This paper also discloses that environmental governance illustrates a positive and significant association with green energy use. This implies that with the reinforcement of environmental governance frameworks, there is a propensity for the implementation of renewable energy sources such as hydroelectric, solar, wind, biomass, and geothermal. This positive association can be attributed to various factors. In order to promote the switch from fossil fuels to greener renewable energy sources, the BRICS nations may be including regulatory frameworks that set explicit guidelines and standards for energy production and use [53]. In a similar spirit, legislative incentives such as tax exemptions, financial support, and subsidies for renewable energy technologies increase their attractiveness and competitiveness to businesses in the BRICS region [54]. A consequence of the strong environmental governance of the BRICS nations might also be that it guarantees the application and enforcement of environmental laws, levelling the playing field for the renewable energy sectors [13].
Economic growth, in this research, shows an insignificantly positive association with green energy consumption. This implies that there is no discernible or consistent rise in the adoption of renewable energy as the economy expands; this asymmetrical connection can be ascribed to a number of factors. For instance, during times of economic expansion, the governments and corporations of the BRICS nations may place a higher priority on short-term financial benefits than long-term environmental sustainability, which would result in a continuous reliance on fossil fuels for the generation of energy [55]. It is difficult to redirect resources and expertise toward renewable energy sources in the BRICS nations due to past investments in fossil fuel infrastructure and technology that have created a path dependence [56]. Furthermore, even in times of economic expansion, some BRICS companies and governments may view renewable energy as more costly or less dependable than conventional fossil fuels, which would impede their adoption [54]. The next section presents causality tests findings.
The preceding identification of significant statistical relationships in Table 7 and Table 8 does not inherently establish a causal relationship between the variables. We used the [32] method to address this. Table 9 displays the results of the Granger causality analysis.
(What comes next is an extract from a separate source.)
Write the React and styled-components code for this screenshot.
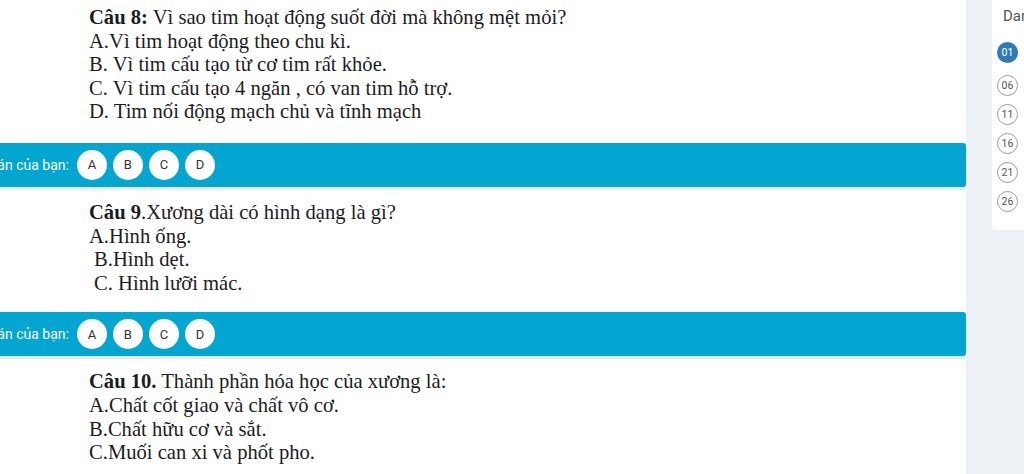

The test revealed bi-directional causality association between non-green goods and material footprint, green goods and material footprint, renewable energy use and eco-innovation, renewable energy consumption and environmental governance, and renewable energy use and green goods. Furthermore, the tests also illustrate a uni-directional causality relationship running from eco-innovation to material footprint, environmental governance to material footprint, non-green goods to renewable energy consumption, material footprint to economic development, and renewable energy consumption to economic growth. As such, the conclusions of these causality analyses have important policy ramifications which are discussed in the following section.

5. Policy Implications

The study reveals that eco-innovation proves a statistically significant positive relationship with both material footprint and renewable energy consumption. Moreover, this research finds bi-directional causality involving renewable energy use and eco-innovation, and uni-directional causality association from eco-innovation to material footprint. Hence, in the context of the BRICS group, eco-innovation should not be regarded as a panacea for environmental sustainability; although it can enhance resource efficiency, it might not be adequate to completely isolate material footprint expansion from economic expansion. Therefore, to attain a truly sustainable future, additional policies are required, such as resource conservation measures, the adoption of green energy sources, and the encouragement of sustainable consumption. Furthermore, in the BRICS nations, eco-innovation needs to be well-targeted to optimize its environmental advantages. Thus, even if they do not immediately support economic expansion, eco-innovation initiatives ought to concentrate on methods and technologies that result in the largest reductions in material footprint. Vigorous monitoring and assessment within the BRICS group is also necessary to foster eco-innovation. Therefore, it is essential to regularly evaluate the efficacy of eco-innovation policies in order to pinpoint areas in need of development and confirm that these policies are accomplishing the desired environmental goals.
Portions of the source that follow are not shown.